The juvenile court refused to terminate Dad’s parental rights. It stated that Dad had fallen short in fulfilling his responsibilities as a parent but that he had demonstrated willingness to exercise his duties. The court also noted that both DHR and the paternal grandmother were available to help Dad care better for the child.

The appeals court was not pleased. Reciting the litany of Dad’s lapses and failures (wouldn’t one be able to recite a litany of lapses and failures with any of the parents who are the subject of a procedure to terminate parental rights?), the appeals court said Dad seemed to be in the process of becoming less committed to obtaining custody of the child as the proceedings continued.

The juvenile court has effectively set aside the child’s  right to permanency and stability in favor of awarding the father and the paternal grandmother further opportunities to rehabilitate themselves. The child should not be forced to suffer a lack of permanency due to the father’s and paternal grandmother’s inability to provide, in a timely manner, a drug-free, safe, and stable home. We have held that, “at some point, [a child’s] need for permanency must outweigh repeated efforts by DHR to rehabilitate” a parent. N.A. v. J.H., 571 So. 2d 1130, 1134 (Ala. Civ. App. 1990) (citing § 26-18-7(b)(4), Ala. Code 1975)). Further, “[i]n R.L.B. v. Morgan County Department of Human Resources, 805 So. 2d 721, 725 (Ala. Civ. App. 2001), this court held that maintaining a child in foster care indefinitely is not a viable alternative to termination of parental rights.” T.G. v. Houston County Dept of Human Res., [Ms. 2070841, April 24, 2009]     So. 3d    ,    , 2009 Ala. Civ. App. LEXIS 112, *16 (Ala. Civ. App. 2009). Therefore, we conclude that maintaining the child in foster care while the father and the paternal grandmother attempt to rehabilitate themselves was error. Montgomery County DHR at 18-19.

Judge Pittman dissented, joined by Judge Moore. The essence of their dissent is that the Alabama Supreme Court has instructed the appeals court to apply a presumption of correctness to a determination about the viability of an alternative to termination. “The evidence adduced in the juvenile court concerning the father and the paternal grandmother and their current circumstances, although certainly not all favorable to their interests, is not so overwhelming as to require a conclusion that the juvenile court acted outside its discretion in concluding that DHR had not adduced the clear and convincing evidence necessary to negate the prospect that the paternal grandmother may serve as a viable alternative to termination until a time when the father may ultimately rise above his current deficiencies.” Montgomery County DHR at 21-22.

10 thoughts on “Appeals Court Reverses Preservation of Parental Rights”

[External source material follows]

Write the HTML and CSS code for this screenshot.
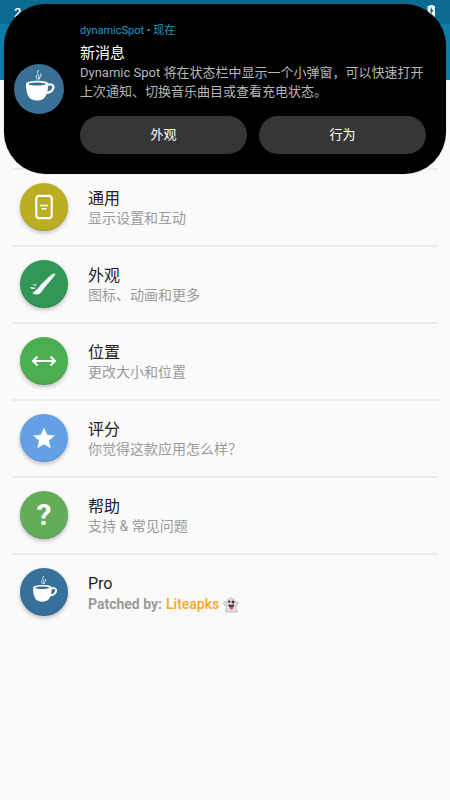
FILE: index.html
```html
<!DOCTYPE html>
<html lang="zh-CN">
<head>
<meta charset="utf-8">
<title>dynamicSpot</title>
<link rel="stylesheet" href="styles.css">
</head>
<body>
<svg width="0" height="0" class="symbols" aria-hidden="true">
  <symbol id="cup" viewBox="0 0 50 50">
    <path fill="#fff" fill-rule="evenodd" d="M12 20C12 15.800 34 15.800 34 19.500C39.500 18.200 41.800 22 40 25.500C38.600 28.400 35.800 30 32.600 30C31 34 28.500 36.500 23 36.500C15 36.500 12 31 12 20ZM14 20C17 22 29 22 32 20C29 18 17 18 14 20ZM34 22C34 24 33.800 26 33.300 27.600C37 27 38.700 24.500 38.200 22.500C37.700 21 35.500 21.200 34 22Z"/>
    <path d="M25 6C20.500 10 27.500 11 24 15.500M26.500 9.500C28 12 25.500 13 25 15.500M22.500 11C21.500 13 23 14 23.200 15.500" fill="none" stroke="#fff" stroke-width=".9"/>
  </symbol>
</svg>
<header>
  <div class="status"><span>2</span>
    <svg class="battery" width="9" height="12" viewBox="0 0 9 12"><path fill="#e8f7fc" d="M2.500 0h4v1H8v11H.5V1h2z"/><path fill="#116b91" d="M5 2L2.500 6.500h1.600L3.500 10L6.500 5H5z"/></svg>
  </div>
</header>
<main>
  <section class="row"><div class="icon olive"><svg viewBox="0 0 48 48"><rect x="16.300" y="12.800" width="15.400" height="22.400" rx="3" fill="none" stroke="#fff" stroke-width="2.200"/><path d="M20 22.600h8M21.500 25.800h5" stroke="#fff" stroke-width="1.500"/></svg></div><div class="copy"><h2>通用</h2><p>显示设置和互动</p></div></section>
  <section class="row"><div class="icon green"><svg viewBox="0 0 48 48"><path fill="#fff" d="M34.800 13.600C33 12.600 30 15.500 20.500 25C19 27.500 17 29.500 14.500 31.500C13 32.200 12 33.300 13.700 34C17 34.800 20 34.800 22 31.200C25.500 26 31 20.500 34.800 15.500C35.300 14.700 35.300 14 34.800 13.600Z"/><path fill="#fff" d="M12.500 24Q15 25 17 24Q16.500 25.500 15 25.700Q13 25.500 12.500 24ZM10 27.300Q13.500 27 16 28Q13.500 29.500 11.500 28.700Z"/></svg></div><div class="copy"><h2>外观</h2><p>图标、动画和更多</p></div></section>
  <section class="row"><div class="icon leaf"><svg viewBox="0 0 48 48"><path d="M13 24h22M17.500 19.500L13 24l4.500 4.500M30.500 19.500L35 24l-4.500 4.500" fill="none" stroke="#fff" stroke-width="2"/></svg></div><div class="copy"><h2>位置</h2><p>更改大小和位置</p></div></section>
  <section class="row"><div class="icon blue"><svg viewBox="0 0 48 48"><path fill="#fff" stroke="#fff" stroke-width=".6" stroke-linejoin="round" d="M24 14.300L26.900 21.100L34.100 21.700L28.700 26.600L30.300 33.800L24 29.900L17.700 33.800L19.300 26.600L13.900 21.700L21.100 21.100Z"/></svg></div><div class="copy"><h2>评分</h2><p>你觉得这款应用怎么样？</p></div></section>
  <section class="row"><div class="icon lime"><span class="question">?</span></div><div class="copy"><h2>帮助</h2><p>支持 &amp; 常见问题</p></div></section>
  <section class="row"><div class="icon steel"><svg class="small-cup" viewBox="0 0 50 50"><use href="#cup"/></svg></div><div class="copy"><h2>Pro</h2><p class="patched">Patched by: <span>Liteapks</span>
    <svg class="ghost" width="16" height="16" viewBox="0 0 16 16"><path fill="#dedede" stroke="#a5a5a5" stroke-width=".6" d="M3.500 6C3.500-.8 12.500-.8 12.500 6L14 4.500Q15.500 5 15.200 7Q14.500 9 12.500 9Q12.500 13 15 14.500Q12.500 16 10.500 14.800Q8 16 6 14.700Q3.500 15.500 2 14Q4 12.500 3.500 9Q1 9 .6 6.500Q1 4.500 2 4.500Z"/><circle cx="6.200" cy="4.600" r="1.200" fill="#333"/><circle cx="10" cy="4.900" r="1.500" fill="#333"/><path fill="#333" d="M5.200 7.200Q8 8.500 11.200 7.200Q11 11 8.200 11Q5.800 10.800 5.200 7.200Z"/><path fill="#e43b62" d="M7 9.500h3v2Q8.500 13.500 7 11.500Z"/></svg></p></div></section>
</main>
<aside class="popup">
  <div class="avatar"><svg viewBox="0 0 50 50"><use href="#cup"/></svg></div>
  <div class="message">
    <div class="source">dynamicSpot • 现在</div>
    <h1>新消息</h1>
    <p>Dynamic Spot 将在状态栏中显示一个小弹窗，可以快速打开<br>上次通知、切换音乐曲目或查看充电状态。</p>
    <div class="actions"><button>外观</button><button>行为</button></div>
  </div>
</aside>
</body>
</html>
```
FILE: styles.css
```css
* { box-sizing: border-box; }
body {
  margin: 0;
  height: 800px;
  overflow: hidden;
  position: relative;
  background: #fafafa;
  font-family: Roboto, "Noto Sans CJK SC", sans-serif;
}
.symbols { position: absolute; }
h1, h2, p { margin: 0; font-weight: 400; white-space: nowrap; }
header { height: 80px; background: #0e7dab; }
.status {
  height: 24px;
  padding: 5px 14px 0;
  display: flex;
  justify-content: space-between;
  background: #0c6a91;
  color: #fff;
  font-size: 13px;
  font-weight: 500;
  line-height: 15px;
}
main { margin: 0 12px; padding-top: 88px; }
.row {
  height: 77px;
  padding: 0 0 2px 8px;
  display: flex;
  align-items: center;
  border-top: 2px solid #ebebeb;
}
.icon {
  width: 48px;
  height: 48px;
  margin-right: 20px;
  border-radius: 50%;
  display: flex;
  align-items: center;
  justify-content: center;
  box-shadow: 0 2px 4px rgba(0, 0, 0, .25), inset 0 -1px 1px rgba(0, 0, 0, .12);
}
.icon svg { width: 48px; height: 48px; }
.icon .small-cup { width: 42px; height: 42px; }
.olive { background: #bcae22; }
.green { background: #309756; }
.leaf { background: #4bae4f; }
.blue { background: #64a0e6; }
.lime { background: #62ac5a; }
.steel { background: #37709a; }
.question { color: #fff; font-size: 30px; font-weight: 700; line-height: 48px; }
.copy { padding-top: 3px; }
.copy h2 { font-size: 16px; line-height: 20px; color: #222; }
.copy p { font-size: 14px; line-height: 19px; color: #9a9a9a; }
.copy .patched { padding-top: 1px; margin-bottom: -1px; display: flex; font-weight: 700; }
.patched span { margin: 0 4px; color: #f5a52d; font-weight: 500; }
.ghost { margin-top: 2px; }
.popup {
  position: absolute;
  left: 4px;
  top: 4px;
  width: 442px;
  height: 170px;
  padding: 0 20px 0 10px;
  display: flex;
  background: #000;
  border-radius: 42px;
  box-shadow: 0 0 1px rgba(0, 0, 0, .5);
}
.avatar {
  width: 50px;
  height: 50px;
  margin: 60px 16px 0 0;
  flex: none;
  border-radius: 50%;
  background: #3b7096;
}
.avatar svg { display: block; width: 50px; height: 50px; }
.message { flex: 1; padding-top: 18px; }
.source { font-size: 11px; line-height: 17px; color: #239bcd; }
h1 { margin-top: 4px; font-size: 15px; line-height: 20px; color: #fff; }
.message p { font-size: 13px; line-height: 19px; color: #b7b7b7; }
.actions { margin-top: 15px; display: flex; gap: 12px; }
button {
  flex: 1;
  height: 38px;
  padding: 0;
  border: 0;
  border-radius: 19px;
  background: #363636;
  color: #fff;
  font: 400 13px/38px Roboto, "Noto Sans CJK SC", sans-serif;
}
```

  1. I was wondering if I can file for divorce (Alabama) using my married name even though I never changed my SS card info>? Will the divorce still be legal doing this?

  2. I do have a question, did not know where to leave it. I am headed to trail for modification of custody, we have 50/50 right now. My ex is pushing for my perental right to be terminated. Can he have this done.The case is in Jefferson County DR court. I do not live in Alabama, only did for a month of our marriage. Can the judge grant this? I also have no lawyer b/c I do not live in Alabama and do not qualify for legal aid.

  3. That’s quite a change, from 50/50 to termination of parental rights? Wonder what his grounds would be?

    In answer to your question, yes, the judge could grant this. You need to take it seriously, and you may have no choice but to hire a lawyer to represent you, even though I know it will be expensive.

  4. Thanks, the reason is he called DHR on me, I got a letter with a “no indication” from them right before he filed for modification, he and his attorney do not know this, yet. But I do have one more question, he has an indicated file from ’91, he was a child, for sexual abuse towards his sister, found this out through our involvement with DHR. Does that carry any weight when the Judge makes his decision?

  5. Hi. Paternal rights question. I’m currently 17 and 6 months pregnant. My son’s father is 20. He hasn’t made an effort to help me with anything in the pregnancy, hasn’t helped financially at all, and has tried to basically bully me into marrying him. His mother has also tried to do the same thing. He lives with his parents. His mother and father are both unstable, and smoke marijuana and cigarettes in their house. She has tried to stab my son’s father four different times in recent years. I believe my son’s father to also be unstable, though, from what I’ve observed. My mother and I both agree that he has legitimate psychological problems from things he has said, done, and the way he speaks to me. He has tried to verbally manipulate me numerous times, and has tried to corner me into leaving my family, where my son and I will BOTH have a stable home emotionally, physically, mentally, and financially. He and his family are financially unstable, and he doesn’t even have his own vehicle; he relies on his father to lend him his truck.

    He hasn’t contacted me recently. I’m not planning to put him on my son’s birth certificate when he is born or trying to get child support– there would be nothing there; how would I go about getting him to sign over rights? We both live in Houston County, AL.

  6. The fastest way I know to get a man to sign over parental rights is to pursue aggressively the collection of child support and to have another man waiting in the wings ready to take on the role of daddy if Biodad signs over rights.

  7. Question-is there anything that can be stipulated when relinquishing parental rights that neither parent can contact the other or their families after the process is complete? i.e. he cant contact mine and I am not allowed to contact his? Also, if he chooses not to sign over rights, what kind of custody/visitation could he get if he lives in TX and Im in Alabama? My child is about to be a year old and he pays child support(not court mandated) but hasnt come to see our child.

  8. I honestly don’t know, but I would guess this would vary by county and even by judge, with most having little or no interest in any sort of restraining order in the absence of a clearly demonstrated danger.